Former WCW President, WWE Monday Night Raw General Manager, and Impact Wrestling Executive Producer Eric Bischoff recently spoke to WrestlingInc.com.
How TNA/Impact Wrestling compared to WWE when Bischoff was in TNA:
"First of all, were we a legitimate number-two? There's an old saying, 'Numbers lie and liars use numbers.' I guess in one sense you could suggest that at that period of time, TNA could have been considered by some to be number-two," Bischoff said. "But the distance between number-one and number-two was the equivalent of the distance between number-one and number-222. We may have been number-two, but number-one wasn't even on the horizon."

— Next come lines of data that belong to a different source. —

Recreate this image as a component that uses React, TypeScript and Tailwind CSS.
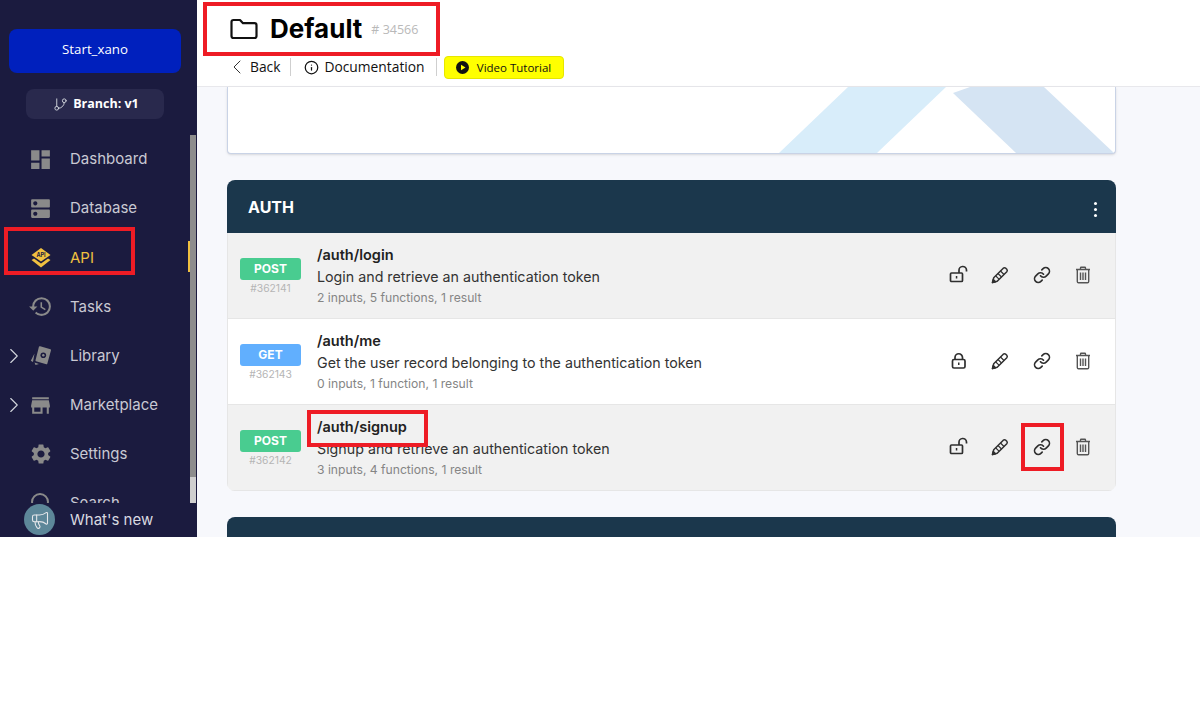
import { ChevronLeft, ChevronRight, GitBranch, Info, Link, Megaphone, Search } from "lucide-react";
import { MdDashboard, MdDns, MdHistory, MdSettings, MdStore } from "react-icons/md";

function ApiIcon() {
  return (
    <svg width="22" height="22" viewBox="0 0 22 22">
      <path d="M11 1 L20.500 8 L11 14.500 L1.500 8 Z" fill="#f0c040" />
      <path d="M1.500 13 L4 11.500 L11 16.500 L18 11.500 L20.500 13 L11 20.500 Z" fill="#f0c040" />
      <text x="11" y="10" textAnchor="middle" fontSize="5.500" fontWeight="700" fill="#1b1b3f" fontFamily="Inter, sans-serif">API</text>
    </svg>
  );
}

function LibraryIcon() {
  return (
    <svg width="22" height="22" viewBox="0 0 22 22">
      <path d="M9 1.500 Q9.500 1 10.200 1.200 L20.500 4.200 Q21.200 4.500 21 5.200 L17.300 18.800 Q17 19.500 16.300 19.300 L6 16.300 Q5.300 16 5.500 15.300 Z" fill="#8a8a8a" />
      <circle cx="13.300" cy="10.300" r="2.800" fill="#1b1b3f" />
      <circle cx="13.300" cy="10.300" r="1.200" fill="#8a8a8a" />
      <path d="M4.500 8.500 L3 17 L0.800 15.800 Z M4.500 17.500 L9 19 L5.500 20 Z" fill="#8a8a8a" />
    </svg>
  );
}

function LockOpenIcon() {
  return (
    <svg width="20" height="20" viewBox="0 0 20 20" fill="none" stroke="#2f2f2f" strokeWidth="1.700">
      <rect x="1.500" y="8" width="12" height="8.500" rx="1" />
      <path d="M10 8 V5.500 A3.700 3.700 0 0 1 17.500 5 V6.500" />
      <rect x="6.800" y="11" width="1.500" height="2.500" fill="#2f2f2f" stroke="none" />
    </svg>
  );
}

function LockIcon() {
  return (
    <svg width="20" height="20" viewBox="0 0 20 20" fill="none" stroke="#2f2f2f" strokeWidth="1.700">
      <rect x="3.500" y="8.500" width="12.500" height="8.500" rx="1.500" />
      <path d="M6 8.500 V6.500 A3.700 3.700 0 0 1 13.500 6.500 V8.500" />
      <rect x="9" y="11.500" width="1.500" height="2.500" fill="#2f2f2f" stroke="none" />
    </svg>
  );
}

function PencilIcon() {
  return (
    <svg width="20" height="20" viewBox="0 0 20 20" fill="none" stroke="#2f2f2f" strokeWidth="1.500" strokeLinejoin="round">
      <path d="M2.500 17.500 L3.700 12.800 L13.300 3.200 Q14.500 2.200 15.700 3.200 L16.800 4.300 Q17.800 5.500 16.800 6.700 L7.200 16.300 Z" />
      <path d="M5.800 11 L9 14.200 M8 8.500 L11.500 12 M10.500 6 L14 9.500" strokeWidth="1.100" />
      <path d="M2.500 17.500 L3.300 14.500 L5.500 16.700 Z" fill="#2f2f2f" />
    </svg>
  );
}

function TrashIcon() {
  return (
    <svg width="20" height="20" viewBox="0 0 20 20" fill="none" stroke="#555555" strokeWidth="1.400">
      <path d="M3 4.500 H17 M7.500 4.500 V3 Q7.500 2.300 8.200 2.300 H11.800 Q12.500 2.300 12.500 3 V4.500" />
      <path d="M4.300 4.500 V16.500 Q4.300 17.700 5.500 17.700 H14.500 Q15.700 17.700 15.700 16.500 V4.500" />
      <path d="M7.500 7.500 V15 M10 7.500 V15 M12.500 7.500 V15" />
    </svg>
  );
}

const navItems = [
  { label: "Dashboard", icon: <MdDashboard size={25} /> },
  { label: "Database", icon: <MdDns size={25} /> },
  { label: "API", icon: <ApiIcon />, active: true },
  { label: "Tasks", icon: <MdHistory size={25} /> },
  { label: "Library", icon: <LibraryIcon />, arrow: true },
  { label: "Marketplace", icon: <MdStore size={25} />, arrow: true },
  { label: "Settings", icon: <MdSettings size={24} /> },
  { label: "Search", icon: <Search size={24} /> },
];

const rows = [
  { method: "POST", id: "#362141", path: "/auth/login", desc: "Login and retrieve an authentication token", meta: "2 inputs, 5 functions, 1 result", open: true },
  { method: "GET", id: "#362143", path: "/auth/me", desc: "Get the user record belonging to the authentication token", meta: "0 inputs, 1 function, 1 result", open: false },
  { method: "POST", id: "#362142", path: "/auth/signup", desc: "Signup and retrieve an authentication token", meta: "3 inputs, 4 functions, 1 result", open: true },
];

function Sidebar() {
  return (
    <aside className="relative w-[197px] h-full shrink-0 overflow-hidden bg-[#1b1b3f] font-['Inter',sans-serif]">
      <div className="ml-[9px] mr-[16px] mt-[29px] h-[44px] pb-[3px] rounded-lg bg-[#0020bd] flex items-center justify-center text-[13.3px] text-white font-['Open_Sans',sans-serif]">
        Start_xano
      </div>
      <div className="ml-[26px] mr-[33px] mt-[16px] pl-[2px] h-[30px] rounded-lg bg-[#29294d] flex items-center justify-center gap-[5px] text-[12.5px] font-bold text-white font-['Open_Sans',sans-serif]">
        <GitBranch size={15} strokeWidth={1.5} className="text-gray-300" />
        Branch: v1
      </div>
      <nav className="mt-[16px] flex flex-col">
        {navItems.map((item) => (
          <div key={item.label} className="relative h-[49.14px] flex items-center">
            {item.arrow && <ChevronRight size={26} strokeWidth={1} className="absolute left-[1px] text-gray-300" />}
            <span className={`ml-[28px] w-[25px] flex justify-center ${item.active ? "" : "text-[#8a8a8a]"}`}>{item.icon}</span>
            <span className={`ml-[17px] text-[15px] ${item.active ? "text-[#f0c040]" : "text-[#c9c9d3]"}`}>{item.label}</span>
          </div>
        ))}
      </nav>
      {/* scrollbar */}
      <div className="absolute right-[1px] top-[135px] w-[6px] h-[368px] bg-[#8d8d8d]">
        <div className="absolute bottom-0 w-full h-[26px] bg-[#cfcfcf]" />
      </div>
      <div className="absolute left-[188px] top-[241px] w-[2px] h-[31px] bg-[#f0c040]" />
      <div className="absolute left-0 bottom-0 w-[190px] h-[34px] bg-[#1b1b3f] flex items-center">
        <span className="ml-[24px] -mt-[1px] w-[31px] h-[31px] rounded-full bg-[#5d8799] flex items-center justify-center">
          <Megaphone size={20} strokeWidth={1.3} className="text-gray-200" />
        </span>
        <span className="ml-[15px] text-[15px] text-[#d9d9e0]">What's new</span>
      </div>
    </aside>
  );
}

function Header() {
  return (
    <header className="h-[87px] shrink-0 bg-white border-b border-[#e8e8ec] pl-[33px] font-['Open_Sans',sans-serif]">
      <div className="h-[57px] flex items-center">
        <svg width="28" height="22" viewBox="0 0 28 22" fill="none" stroke="#111111" strokeWidth="2.200" strokeLinejoin="round">
          <path d="M1.500 4 Q1.500 2 3.500 2 H10 L13 5.200 H24.500 Q26.500 5.200 26.500 7.200 V18 Q26.500 20 24.500 20 H3.500 Q1.500 20 1.500 18 Z" />
        </svg>
        <span className="ml-[12px] text-[26px] font-bold text-black font-['Inter',sans-serif]">Default</span>
        <span className="ml-[9px] mt-[4px] text-[12.5px] text-[#b9b9b9]">
          # 34566
        </span>
      </div>
      <div className="-mt-[2px] flex items-center text-[13.8px] text-[#111111]">
        <ChevronLeft size={24} strokeWidth={1} className="-ml-[5px] text-[#333333]" />
        <span className="ml-[1px]">Back</span>
        <span className="ml-[10px] h-[18px] border-l border-[#cfcfcf]" />
        <Info size={15} strokeWidth={2} className="ml-[13px]" />
        <span className="ml-[5px]">Documentation</span>
        <span className="ml-[11px] h-[18px] border-l border-[#cfcfcf]" />
        <span className="ml-[7px] mt-[1px] w-[120px] h-[23px] rounded bg-[#ffff00] border border-[#e6e600] flex items-center justify-center gap-[8px] text-[11.5px] font-medium">
          <svg width="13" height="13" viewBox="0 0 13 13">
            <circle cx="6.500" cy="6.500" r="6.500" fill="#111111" />
            <path d="M5 3.700 L9.500 6.500 L5 9.300 Z" fill="#ffff00" />
          </svg>
          Video Tutorial
        </span>
      </div>
    </header>
  );
}

function EndpointRow({ row, shaded }: { row: (typeof rows)[number]; shaded: boolean }) {
  return (
    <div className={`h-[86px] flex items-center border-b border-x border-[#e6e6e6] ${shaded ? "bg-[#f1f1f1]" : "bg-white"}`}>
      <div className="ml-[12px] w-[61px] shrink-0 flex flex-col items-center mt-[1px]">
        <span className={`w-full h-[22px] pt-px rounded-[3px] flex items-center justify-center text-[12px] font-bold text-white ${row.method === "GET" ? "bg-[#61affe]" : "bg-[#49cc90]"}`}>
          {row.method}
        </span>
        <span className="mt-[1px] text-[10.3px] leading-[14px] text-[#b5b5b5]">{row.id}</span>
      </div>
      <div className="ml-[16px] flex-1">
        <div className="mb-px text-[14.5px] leading-[21px] font-semibold text-[#222222]">{row.path}</div>
        <div className="text-[14.25px] leading-[22px] text-[#333333]">{row.desc}</div>
        <div className="text-[12.15px] leading-[19px] text-[#858585]">{row.meta}</div>
      </div>
      <div className="mr-[22px] -mt-[1px] flex items-center gap-[21.500px]">
        <span className="ml-px flex">{row.open ? <LockOpenIcon /> : <LockIcon />}</span>
        <PencilIcon />
        <Link size={18} strokeWidth={2.2} className="text-[#2f2f2f] mx-[1px]" />
        <TrashIcon />
      </div>
    </div>
  );
}

export default function App() {
  return (
    <div className="relative w-[1200px] h-[722px] overflow-hidden bg-white">
      <div className="flex h-[537px]">
        <Sidebar />
        <main className="flex-1 flex flex-col bg-[#f7f8fc] overflow-hidden font-['Inter',sans-serif]">
          <Header />
          <div className="ml-[30px] w-[889px]">
            <div className="relative h-[67px] bg-white border border-t-0 border-[#c9d3e6] rounded-b shadow-sm overflow-hidden">
              <svg className="absolute inset-0" width="887" height="66" viewBox="0 0 887 66">
                <path d="M620 0 H718 L649 66 H551 Z" fill="#d8edfa" />
                <path d="M725 6 L742 0 H816 L886 66 H788 Z" fill="#d5e4f3" />
              </svg>
            </div>
            <section className="mt-[26px] rounded-lg overflow-hidden">
              <div className="h-[53px] bg-[#1b374c] flex items-center justify-between pl-[21px] pr-[19px]">
                <span className="text-[16px] font-bold text-white">AUTH</span>
                <span className="mt-[6px] flex flex-col gap-[3px]">
                  <span className="w-[3px] h-[3px] rounded-full bg-white" />
                  <span className="w-[3px] h-[3px] rounded-full bg-white" />
                  <span className="w-[3px] h-[3px] rounded-full bg-white" />
                </span>
              </div>
              {rows.map((row, i) => (
                <EndpointRow key={row.id} row={row} shaded={i !== 1} />
              ))}
            </section>
            <div className="mt-[26px] h-[60px] rounded-t-lg bg-[#1b374c]" />
          </div>
        </main>
      </div>
      {/* red annotation boxes */}
      <div className="absolute left-[203px] top-[2px] w-[237px] h-[54px] border-4 border-[#ee1c25]" />
      <div className="absolute left-[4px] top-[227px] w-[131px] h-[48px] border-4 border-[#ee1c25]" />
      <div className="absolute left-[307px] top-[410px] w-[121px] h-[37px] border-4 border-[#ee1c25] " />
      <div className="absolute left-[1021px] top-[423px] w-[43px] h-[48px] border-4 border-[#ee1c25]" />
    </div>
  );
}
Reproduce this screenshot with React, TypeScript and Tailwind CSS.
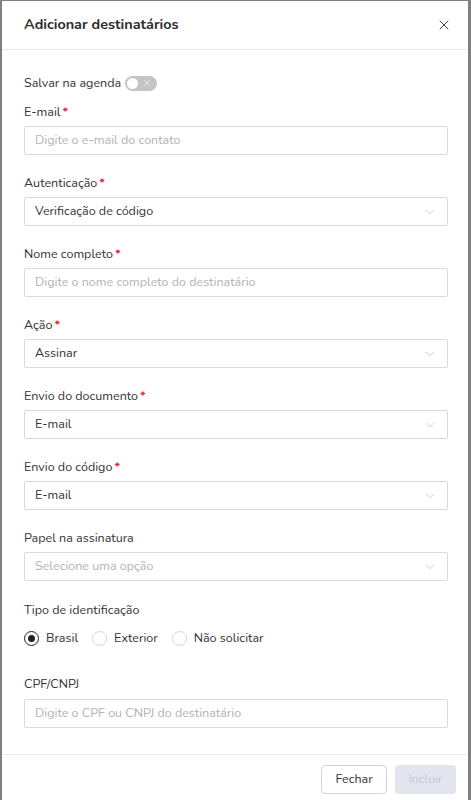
import { X, ChevronDown } from 'lucide-react';

type Field = { label: string; required?: boolean; kind: 'input' | 'select'; value?: string; placeholder?: string };

const FIELDS_TOP: Field[] = [
  { label: 'E-mail', required: true, kind: 'input', placeholder: 'Digite o e-mail do contato' },
  { label: 'Autenticação', required: true, kind: 'select', value: 'Verificação de código' },
  { label: 'Nome completo', required: true, kind: 'input', placeholder: 'Digite o nome completo do destinatário' },
  { label: 'Ação', required: true, kind: 'select', value: 'Assinar' },
  { label: 'Envio do documento', required: true, kind: 'select', value: 'E-mail' },
  { label: 'Envio do código', required: true, kind: 'select', value: 'E-mail' },
  { label: 'Papel na assinatura', kind: 'select', placeholder: 'Selecione uma opção' },
];

function Label({ text, required }: { text: string; required?: boolean }) {
  return (
    <div className="h-[18px] flex items-center text-[12.5px] text-[#333]">
      {text}
      {required && <span className="text-[#e8262b] ml-[2px] font-bold">*</span>}
    </div>
  );
}

function FieldBox({ f }: { f: Field }) {
  const placeholder = !f.value;
  return (
    <div className="flex flex-col gap-[5px]">
      <Label text={f.label} required={f.required} />
      <div className="h-[29px] border border-[#d9d9d9] rounded-[2px] flex items-center pl-[10px] pr-[10px]">
        <span className={`flex-1 text-[12.5px] ${placeholder ? 'text-[#b3b3b3]' : 'text-[#333]'}`}>
          {f.value ?? f.placeholder}
        </span>
        {f.kind === 'select' && <ChevronDown size={14} strokeWidth={1} className="text-[#aaa]" />}
      </div>
    </div>
  );
}

function Radio({ label, on }: { label: string; on?: boolean }) {
  return (
    <label className="flex items-center gap-[7px]">
      <span className={`w-[15px] h-[15px] rounded-full border flex items-center justify-center ${on ? 'border-[#222] border-[1.5px]' : 'border-[#d6d6d6]'}`}>
        {on && <span className="w-[7px] h-[7px] rounded-full bg-[#222]" />}
      </span>
      <span className="text-[12.5px] text-[#333]">{label}</span>
    </label>
  );
}

export default function App() {
  return (
    <div className="bg-[#7f7f7f] w-[471px] h-[800px] pl-[2px] pr-[3px] pt-[1px]" style={{ fontFamily: 'Nunito, Lato, "Noto Sans", sans-serif' }}>
      <div className="bg-white h-[799px] flex flex-col">
        <header className="h-[49px] border-b border-[#e8e8e8] flex items-center justify-between pl-[22px] pr-[16px] shrink-0">
          <h1 className="text-[14.4px] font-bold text-[#2b2b2b]">Adicionar destinatários</h1>
          <X size={16} strokeWidth={1.5} className="text-[#444]" />
        </header>

        <div className="flex-1 pl-[22px] pr-[20px] pt-[24px]">
          <div className="flex items-center gap-[4px] h-[18px] text-[12.5px] text-[#333]">
            Salvar na agenda
            <span className="w-[32px] h-[15px] rounded-full bg-[#c4c4c4] flex items-center px-[2px] gap-[4px]">
              <span className="w-[11px] h-[11px] rounded-full bg-white" />
              <X size={10} strokeWidth={1.5} className="text-white" />
            </span>
          </div>

          <div className="flex flex-col gap-[19px] mt-[11px]">
            {FIELDS_TOP.map(f => <FieldBox key={f.label} f={f} />)}

            <div className="flex flex-col gap-[10px] mt-[1px]">
              <Label text="Tipo de identificação" />
              <div className="flex items-center gap-[14px]">
                <Radio label="Brasil" on />
                <Radio label="Exterior" />
                <Radio label="Não solicitar" />
              </div>
            </div>

            <div className="mt-[9px]">
              <FieldBox f={{ label: 'CPF/CNPJ', kind: 'input', placeholder: 'Digite o CPF ou CNPJ do destinatário' }} />
            </div>
          </div>
        </div>

        <footer className="h-[46px] border-t border-[#ececec] flex items-start justify-end gap-[8px] pt-[10px] pr-[12px] shrink-0">
          <button className="h-[29px] w-[66px] border border-[#d4d4d4] rounded-[4px] text-[12.5px] text-[#333] bg-white">Fechar</button>
          <button disabled className="h-[29px] w-[61px] rounded-[4px] text-[12.5px] text-[#c3c7d0] bg-[#e3e6ef]">Incluir</button>
        </footer>
      </div>
    </div>
  );
}
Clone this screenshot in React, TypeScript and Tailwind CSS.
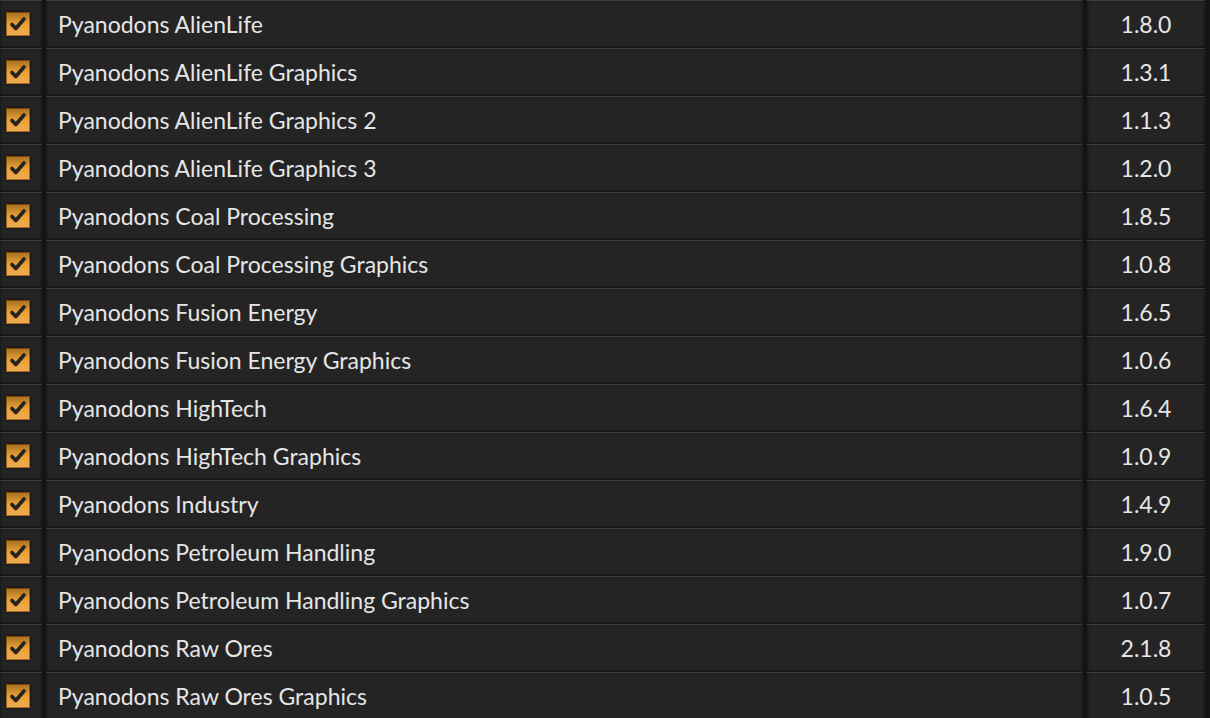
const mods: [string, string][] = [
  ["Pyanodons AlienLife", "1.8.0"],
  ["Pyanodons AlienLife Graphics", "1.3.1"],
  ["Pyanodons AlienLife Graphics 2", "1.1.3"],
  ["Pyanodons AlienLife Graphics 3", "1.2.0"],
  ["Pyanodons Coal Processing", "1.8.5"],
  ["Pyanodons Coal Processing Graphics", "1.0.8"],
  ["Pyanodons Fusion Energy", "1.6.5"],
  ["Pyanodons Fusion Energy Graphics", "1.0.6"],
  ["Pyanodons HighTech", "1.6.4"],
  ["Pyanodons HighTech Graphics", "1.0.9"],
  ["Pyanodons Industry", "1.4.9"],
  ["Pyanodons Petroleum Handling", "1.9.0"],
  ["Pyanodons Petroleum Handling Graphics", "1.0.7"],
  ["Pyanodons Raw Ores", "2.1.8"],
  ["Pyanodons Raw Ores Graphics", "1.0.5"],
]

function Checkbox() {
  return (
    <div className="size-6 bg-gradient-to-b from-[#a86e1c] via-[#eaa03a] to-[#f0ad4c] shadow-[inset_0_0_0_1px_rgba(70,40,5,0.5),0_0_3px_rgba(0,0,0,0.7)]">
      <svg viewBox="0 0 24 24" className="size-6">
        <path
          d="M6 12.5 L9.8 16.5 L18 7"
          fill="none"
          stroke="#26231f"
          strokeWidth="3.6"
          strokeLinecap="round"
          strokeLinejoin="round"
        />
      </svg>
    </div>
  )
}

const cell =
  "h-full bg-[#242424] border-t border-[#3a3a3a] shadow-[inset_2px_0_3px_-1px_rgba(0,0,0,0.35),inset_-2px_0_3px_-1px_rgba(0,0,0,0.35)]"

export default function App() {
  return (
    <div
      className="h-[718px] w-[1210px] overflow-hidden bg-[#141414]"
      style={{ fontFamily: "Lato, 'Noto Sans', sans-serif" }}
    >
      {mods.map(([name, version]) => (
        <div key={name} className="flex h-12 gap-1 border-b border-[#151515]">
          <div className={`${cell} flex w-[42px] items-center pl-[6px]`}>
            <Checkbox />
          </div>
          <div className={`${cell} flex flex-1 items-center pl-3 text-[23px] text-[#e6e6e6]`}>
            {name}
          </div>
          <div className={`${cell} mr-[5px] flex w-[118px] items-center justify-center text-[23px] text-[#e6e6e6]`}>
            {version}
          </div>
        </div>
      ))}
    </div>
  )
}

Could another company like ROH or NJPW reach the success that TNA once had?:
"That being said, do I see another wrestling company achieving the level of success that TNA had at that particular time? I don't think so, for a variety of reasons. One being that the television industry, the entertainment industry in general has changed so dramatically over the last eight years with the growth and the evolution of digital streaming platforms, the accessibility of so many different types of content from around the world, and the emergence of quality independent wrestling that now exists on some of those platforms," Bischoff said. "I think all of that, while great and exciting on one hand, makes it very difficult for someone to put together a promotion and a brand and an initiative that would find its way to a major cable network like Spike was at that time... I think without that high-profile cable television platform, it would be virtually impossible to compete anymore at that level."
Can Impact Wrestling's current management make the company successful?:
"At the risk of sounding cynical or derisive, which I don't mean to be or to do, there's nobody at Impact Wrestling or Anthem Sports that has the vision, the knowledge, the experience or the ability to see an opportunity that would allow them to create a brand and a product that would be different enough to grow an audience and catch the audience's imagination while simultaneously, and this is the art within the art, not turning off the existing fan base... The people that are involved in it have never played on a large stage, have never dealt with major networks, have never faced the challenge of appealing to a large audience," Bischoff said. "None of them have ever really dealt in the business of the wrestling business on a major scale. So it's impossible for them to have the experience and the knowledge because they've never done it, they've never been exposed to it.
"As derisive and negative as that sounds, what I'm really trying to say is there's nobody there that has the background and the experience to see that kind of opportunity. So is it likely that it'll happen? Maybe sometime in the next half-million years, but not anytime in our future."